Pu’uhonua o Waianae is expected to close on the property next Friday. A hefty donation means they’ll be able to own the land outright.
Among the 200 or so people planning to move to the property: Connie Hokoana, who has called a makeshift shelter tucked behind Waianae Boat Harbor home for more than a decade.
The group will be moving into a communal village, made up of tiny homes, that’s being built on a plot off Waianae Valley Road.
“For me it’s overwhelming because I didn’t think anything like this would happen," Hokoana said.
It’s a dream made possible through the generosity of others.
On Friday, the head of Nareit Hawaii Community Giving Initiative presented Puuhonua o Waianae with a $150,000 check, giving the group the remainder of the money it needs to pay for the property.

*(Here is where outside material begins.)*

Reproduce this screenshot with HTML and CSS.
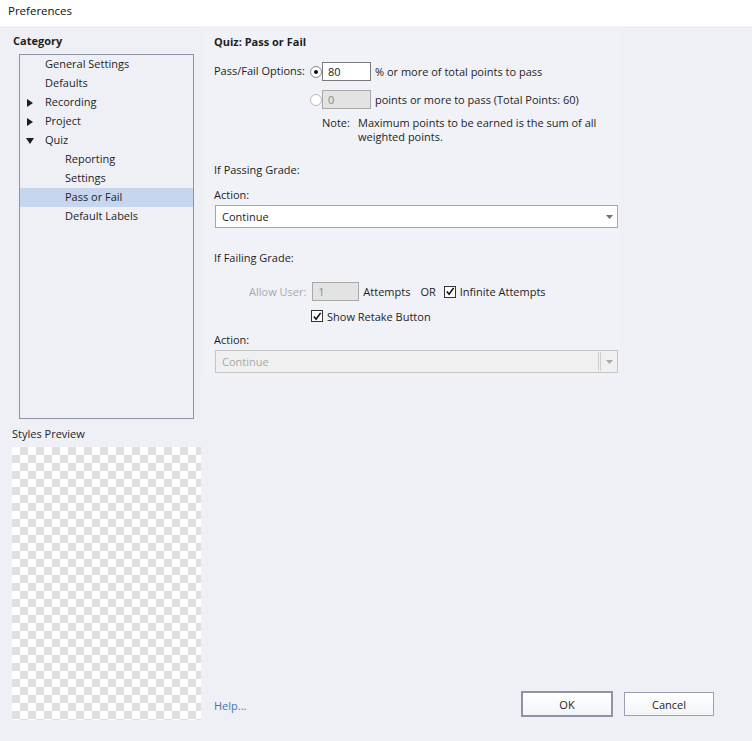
FILE: index.html
```html
<!DOCTYPE html>
<html>
<head>
<meta charset="utf-8">
<link rel="stylesheet" href="styles.css">
</head>
<body>
<div class="titlebar">Preferences</div>
<div class="main">
  <div class="left">
    <div class="cat-title">Category</div>
    <div class="tree">
      <div class="node l0">General Settings</div>
      <div class="node l0">Defaults</div>
      <div class="node l0"><span class="tw"><svg width="6" height="8" viewBox="0 0 6 8"><path d="M0 0 L6 4 L0 8 Z" fill="#1e1e1e"/></svg></span>Recording</div>
      <div class="node l0"><span class="tw"><svg width="6" height="8" viewBox="0 0 6 8"><path d="M0 0 L6 4 L0 8 Z" fill="#1e1e1e"/></svg></span>Project</div>
      <div class="node l0"><span class="tw"><svg width="8" height="6" viewBox="0 0 8 6"><path d="M0 0 L8 0 L4 6 Z" fill="#1e1e1e"/></svg></span>Quiz</div>
      <div class="node l1">Reporting</div>
      <div class="node l1">Settings</div>
      <div class="node l1 selected">Pass or Fail</div>
      <div class="node l1">Default Labels</div>
    </div>
    <div class="preview-label">Styles Preview</div>
    <div class="checker"></div>
  </div>
  <div class="right">
    <div class="panel">
      <div class="sec-title">Quiz: Pass or Fail</div>
      <div class="row opt-row">
        <span class="opt-label">Pass/Fail Options:</span>
        <span class="radio on"><span class="dot"></span></span>
        <span class="field">80</span>
        <span class="after">% or more of total points to pass</span>
      </div>
      <div class="row opt-row2">
        <span class="radio off"></span>
        <span class="field disabled">0</span>
        <span class="after">points or more to pass (Total Points: 60)</span>
      </div>
      <div class="note">
        <span class="note-k">Note:</span>
        <span class="note-v">Maximum points to be earned is the sum of all weighted points.</span>
      </div>
      <div class="label pass-grade">If Passing Grade:</div>
      <div class="label action1">Action:</div>
      <div class="select">
        <span class="sel-text">Continue</span>
        <span class="sel-arrow"><svg width="7" height="4" viewBox="0 0 7 4"><path d="M0 0 L7 0 L3.5 4 Z" fill="#6f6f6f"/></svg></span>
      </div>
      <div class="label fail-grade">If Failing Grade:</div>
      <div class="row attempts">
        <span class="muted allow">Allow User:</span>
        <span class="field disabled small">1</span>
        <span class="att">Attempts</span>
        <span class="or">OR</span>
        <span class="check"><svg width="11" height="11" viewBox="0 0 11 11"><path d="M2 5.5 L4.5 8.5 L9.5 1.5" fill="none" stroke="#111" stroke-width="1.8"/></svg></span>
        <span class="chk-text">Infinite Attempts</span>
      </div>
      <div class="row retake">
        <span class="check"><svg width="11" height="11" viewBox="0 0 11 11"><path d="M2 5.5 L4.5 8.5 L9.5 1.5" fill="none" stroke="#111" stroke-width="1.8"/></svg></span>
        <span class="chk-text">Show Retake Button</span>
      </div>
      <div class="label action2">Action:</div>
      <div class="select disabled">
        <span class="sel-text">Continue</span>
        <span class="sel-sep"></span>
        <span class="sel-arrow"><svg width="7" height="4" viewBox="0 0 7 4"><path d="M0 0 L7 0 L3.5 4 Z" fill="#a9a9a9"/></svg></span>
      </div>
    </div>
    <div class="footer">
      <span class="help">Help...</span>
      <div class="buttons">
        <span class="btn ok">OK</span>
        <span class="btn cancel">Cancel</span>
      </div>
    </div>
  </div>
</div>
</body>
</html>
```
FILE: styles.css
```css
* { box-sizing: border-box; }
html, body { margin: 0; padding: 0; }
body {
  width: 752px;
  height: 741px;
  background: #eef0f6;
  font-family: "Open Sans", "Noto Sans", sans-serif;
  font-size: 11px;
  color: #1e1e1e;
  overflow: hidden;
}
.titlebar {
  height: 26px;
  background: #ffffff;
  padding: 4px 0 0 8px;
  font-size: 11.5px;
  line-height: 14px;
  color: #111;
}
.main {
  display: flex;
  height: 715px;
}
.left {
  width: 205px;
  padding: 7px 0 0 12px;
  display: flex;
  flex-direction: column;
}
.cat-title {
  font-weight: bold;
  line-height: 16px;
  height: 16px;
  margin-left: 1px;
}
.tree {
  margin: 5px 0 0 7px;
  width: 175px;
  height: 365px;
  border: 1px solid #8e94a6;
  padding-top: 0;
}
.node {
  height: 19px;
  line-height: 15px;
  padding-bottom: 2px;
  display: flex;
  align-items: center;
  position: relative;
}
.node.l0 { padding-left: 25px; }
.node.l1 { padding-left: 45px; }
.node.selected { background: #c5d6ee; }
.tw {
  position: absolute;
  left: 5px;
  top: 0;
  height: 19px;
  width: 10px;
  display: flex;
  align-items: center;
  justify-content: center;
}
.preview-label {
  margin-top: 7px;
  line-height: 16px;
}
.checker {
  margin-top: 5px;
  width: 189px;
  height: 273px;
  background-color: #ffffff;
  background-image:
    linear-gradient(45deg, #e0e0e0 25%, transparent 25%, transparent 75%, #e0e0e0 75%),
    linear-gradient(45deg, #e0e0e0 25%, transparent 25%, transparent 75%, #e0e0e0 75%);
  background-size: 16px 16px;
  background-position: 0 0, 8px 8px;
}
.right {
  flex: 1;
  display: flex;
  flex-direction: column;
}
.panel {
  margin-top: 4px;
  width: 415px;
  height: 347px;
  background: #f0f2f7;
  padding: 4px 0 0 9px;
}
.sec-title {
  font-weight: bold;
  line-height: 16px;
}
.row { display: flex; align-items: center; }
.opt-row {
  margin-top: 12px;
  height: 19px;
}
.opt-row .opt-label { margin-top: -3px; }
.opt-row2 .after, .opt-row .after { margin-top: -1px; }
.opt-label { width: 96px; }
.radio {
  width: 12px;
  height: 12px;
  border-radius: 50%;
  border: 1px solid #8a8a8a;
  background: #fff;
  display: inline-flex;
  align-items: center;
  justify-content: center;
  margin-right: 0;
}
.radio.off { border-color: #b8b8b8; }
.radio .dot {
  width: 4px;
  height: 4px;
  border-radius: 50%;
  background: #111;
}
.field {
  width: 49px;
  height: 19px;
  border: 1px solid #7a7a7a;
  background: #fff;
  padding: 0 0 0 5px;
  line-height: 17px;
  margin-right: 4px;
}
.field.disabled {
  background: #e3e3e3;
  border-color: #a9a9a9;
  color: #8a8a8a;
}
.field.small { width: 47px; }
.opt-row2 {
  margin-top: 9px;
  height: 19px;
  padding-left: 96px;
}
.note {
  display: flex;
  margin-top: 7px;
  padding-left: 108px;
  line-height: 14px;
}
.note-k { width: 36px; }
.note-v { width: 250px; }
.label { line-height: 16px; }
.pass-grade { margin-top: 18px; }
.action1 { margin-top: 9px; }
.select {
  margin-top: 2px;
  margin-left: 1px;
  width: 403px;
  height: 23px;
  border: 1px solid #a6a6a6;
  background: #fff;
  display: flex;
  align-items: center;
  padding-left: 6px;
}
.sel-text { flex: 1; margin-top: -1px; }
.sel-arrow {
  width: 16px;
  display: flex;
  justify-content: center;
  align-items: center;
}
.select.disabled {
  background: #f0f0f0;
  border-color: #c4c4c4;
  color: #a8a8a8;
}
.sel-sep {
  width: 3px;
  height: 19px;
  border-left: 1px solid #cfcfcf;
  border-right: 1px solid #cfcfcf;
  margin-right: 0;
}
.fail-grade { margin-top: 22px; }
.attempts {
  margin-top: 16px;
  height: 19px;
  padding-left: 35px;
}
.muted { color: #a9a9a9; }
.allow { margin-right: 6px; }
.att { margin-right: 10px; }
.or { margin-right: 8px; }
.check {
  width: 12px;
  height: 12px;
  border: 1px solid #333;
  background: #fff;
  display: inline-flex;
  align-items: center;
  justify-content: center;
  margin-right: 4px;
}
.retake {
  margin-top: 7px;
  padding-left: 97px;
  height: 16px;
}
.action2 { margin-top: 8px; }
.footer {
  margin-top: auto;
  height: 54px;
  display: flex;
  align-items: flex-start;
  padding-left: 9px;
}
.help {
  color: #3d7ab8;
  margin-top: 11px;
  line-height: 16px;
}
.buttons {
  margin-left: auto;
  margin-right: 38px;
  display: flex;
  gap: 11px;
  margin-top: 4px;
}
.btn {
  display: flex;
  align-items: center;
  justify-content: center;
  background: linear-gradient(#ffffff, #f3f4f6);
  color: #1e1e1e;
}
.btn.ok {
  width: 92px;
  height: 26px;
  border: 2px solid #8d94a6;
}
.btn.cancel {
  width: 90px;
  height: 24px;
  border: 1px solid #9aa0b4;
  margin-top: 1px;
}
```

It’s the non-profit’s second $150,000 donation towards the project.
“It’s an example of what we can accomplish when we all work together to do what’s right for everyone in our community,” said Gladys Marrone, Nareit Hawaii’s executive director.
Twinkle Borge, the leader of Puuhonua o Waianae, said she never thought this day would come.
"But I’m glad people are actually trusting, believing in the vision and helping.”
“It’s been a journey, you know?” added James Pakele, president of Dynamic Community Solutions.
“A lot of roller coasters and this is not the end. Basically we just got from the stable to the starting line.”
But not everyone’s warmed to the idea.
The camp’s relocation has raised concern from some of its new neighbors.
“I know there’s some controversy around the property,” said state Rep. Cedric Gates.
“But at the same time I challenge the community to come up with some better solutions. Because right now this is the best, greatest thing I can think of.”
Camp leaders say a main priority is getting the land set up for farming. In the meantime, the group needs to continue to raise money so they can afford to start building tiny homes.
“It was never the plan to bring everybody at once. It’s going to be a slow transition,” said Pakele. “Right now we’re just focusing on getting the bathrooms and showers and kitchens in.”
He says the hope is people can begin moving later this year.
It’s a new reality for Hokoana ― and one she’s ready to embrace.
“It’s amazing it’s happening,” she said.